▶ **EXERCISE TASK**
Determine which lines contain the word "React", then copy those lines.

▶ **DATA LINES**
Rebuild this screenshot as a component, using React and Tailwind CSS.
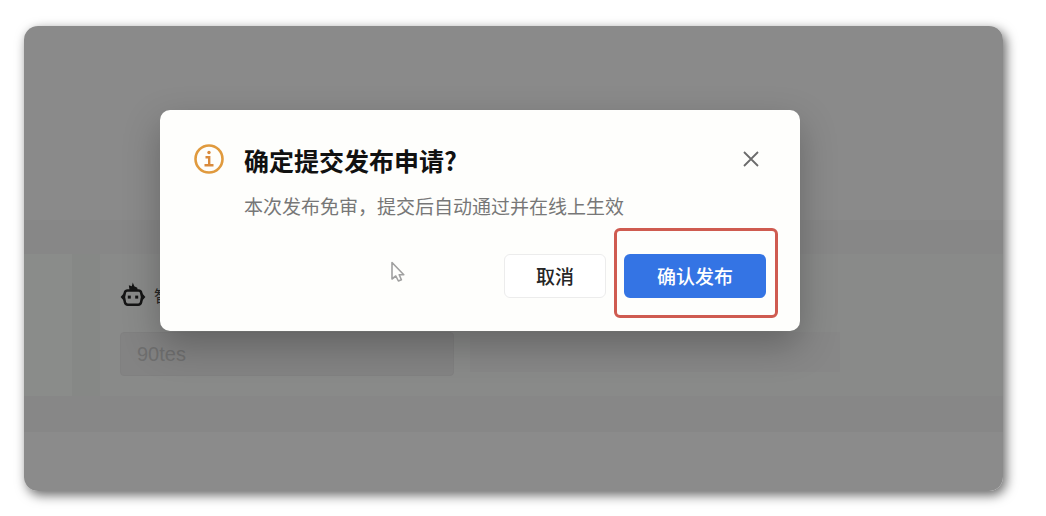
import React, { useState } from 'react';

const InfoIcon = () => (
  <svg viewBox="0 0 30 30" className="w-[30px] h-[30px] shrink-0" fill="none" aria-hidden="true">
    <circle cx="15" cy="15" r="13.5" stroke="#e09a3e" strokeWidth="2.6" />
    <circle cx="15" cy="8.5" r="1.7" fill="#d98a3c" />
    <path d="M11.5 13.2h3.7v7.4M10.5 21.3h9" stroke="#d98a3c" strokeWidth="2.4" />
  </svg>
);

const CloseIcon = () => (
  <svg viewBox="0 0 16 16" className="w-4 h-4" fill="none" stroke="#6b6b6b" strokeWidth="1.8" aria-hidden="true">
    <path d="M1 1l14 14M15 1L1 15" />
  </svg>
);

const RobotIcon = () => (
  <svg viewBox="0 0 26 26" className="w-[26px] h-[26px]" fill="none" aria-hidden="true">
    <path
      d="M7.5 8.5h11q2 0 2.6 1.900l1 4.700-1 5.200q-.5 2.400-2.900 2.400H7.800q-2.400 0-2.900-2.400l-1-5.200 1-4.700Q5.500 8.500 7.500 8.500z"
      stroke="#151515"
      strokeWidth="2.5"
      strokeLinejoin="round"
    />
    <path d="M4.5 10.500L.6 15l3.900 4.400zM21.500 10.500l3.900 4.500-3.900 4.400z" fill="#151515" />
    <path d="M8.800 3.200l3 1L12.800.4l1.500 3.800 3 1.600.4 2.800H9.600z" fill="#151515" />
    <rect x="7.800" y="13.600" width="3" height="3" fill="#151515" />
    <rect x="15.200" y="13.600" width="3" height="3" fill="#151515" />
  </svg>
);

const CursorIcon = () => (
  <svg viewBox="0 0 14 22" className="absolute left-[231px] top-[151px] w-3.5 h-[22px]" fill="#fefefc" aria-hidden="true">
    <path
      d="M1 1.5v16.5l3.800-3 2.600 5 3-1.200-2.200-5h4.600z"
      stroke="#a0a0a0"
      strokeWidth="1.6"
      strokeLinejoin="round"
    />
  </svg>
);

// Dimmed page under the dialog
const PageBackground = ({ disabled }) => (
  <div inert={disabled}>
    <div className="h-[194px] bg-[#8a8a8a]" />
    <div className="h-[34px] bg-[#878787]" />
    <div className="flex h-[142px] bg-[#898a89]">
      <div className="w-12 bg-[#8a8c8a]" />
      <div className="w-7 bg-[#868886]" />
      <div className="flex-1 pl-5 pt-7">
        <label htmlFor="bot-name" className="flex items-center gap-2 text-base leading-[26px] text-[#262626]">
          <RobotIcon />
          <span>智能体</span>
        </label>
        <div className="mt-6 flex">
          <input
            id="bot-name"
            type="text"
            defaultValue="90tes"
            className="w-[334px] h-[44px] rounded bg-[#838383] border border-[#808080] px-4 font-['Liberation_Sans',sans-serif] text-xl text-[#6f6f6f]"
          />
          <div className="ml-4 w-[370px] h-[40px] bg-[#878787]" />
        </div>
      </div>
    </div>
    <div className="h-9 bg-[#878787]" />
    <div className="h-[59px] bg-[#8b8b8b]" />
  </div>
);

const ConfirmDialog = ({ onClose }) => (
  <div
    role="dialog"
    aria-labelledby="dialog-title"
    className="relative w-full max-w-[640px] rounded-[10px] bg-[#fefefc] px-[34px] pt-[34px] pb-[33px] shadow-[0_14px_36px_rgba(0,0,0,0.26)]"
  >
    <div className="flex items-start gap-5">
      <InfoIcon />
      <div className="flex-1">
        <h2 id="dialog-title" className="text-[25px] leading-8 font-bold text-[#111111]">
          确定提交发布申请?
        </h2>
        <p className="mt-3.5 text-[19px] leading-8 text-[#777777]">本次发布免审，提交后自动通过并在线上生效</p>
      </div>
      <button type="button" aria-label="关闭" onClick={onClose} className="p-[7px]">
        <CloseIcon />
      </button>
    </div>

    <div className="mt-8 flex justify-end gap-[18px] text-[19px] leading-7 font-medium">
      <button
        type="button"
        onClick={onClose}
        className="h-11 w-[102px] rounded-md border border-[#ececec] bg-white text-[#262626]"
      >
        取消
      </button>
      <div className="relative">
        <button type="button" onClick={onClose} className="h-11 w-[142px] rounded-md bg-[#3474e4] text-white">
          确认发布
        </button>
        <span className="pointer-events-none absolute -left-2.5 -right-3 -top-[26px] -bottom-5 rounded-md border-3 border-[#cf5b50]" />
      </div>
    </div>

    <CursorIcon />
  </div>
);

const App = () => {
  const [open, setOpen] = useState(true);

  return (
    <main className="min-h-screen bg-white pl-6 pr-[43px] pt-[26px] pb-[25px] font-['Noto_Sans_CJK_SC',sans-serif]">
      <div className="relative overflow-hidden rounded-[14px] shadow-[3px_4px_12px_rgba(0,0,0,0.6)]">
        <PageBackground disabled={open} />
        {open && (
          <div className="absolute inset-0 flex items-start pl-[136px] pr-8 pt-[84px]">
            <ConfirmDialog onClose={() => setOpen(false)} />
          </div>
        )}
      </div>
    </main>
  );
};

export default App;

▶ **OUTPUT FOR THIS TASK**
Rebuild this screenshot as a component, using React and Tailwind CSS.
import React, { useState } from 'react';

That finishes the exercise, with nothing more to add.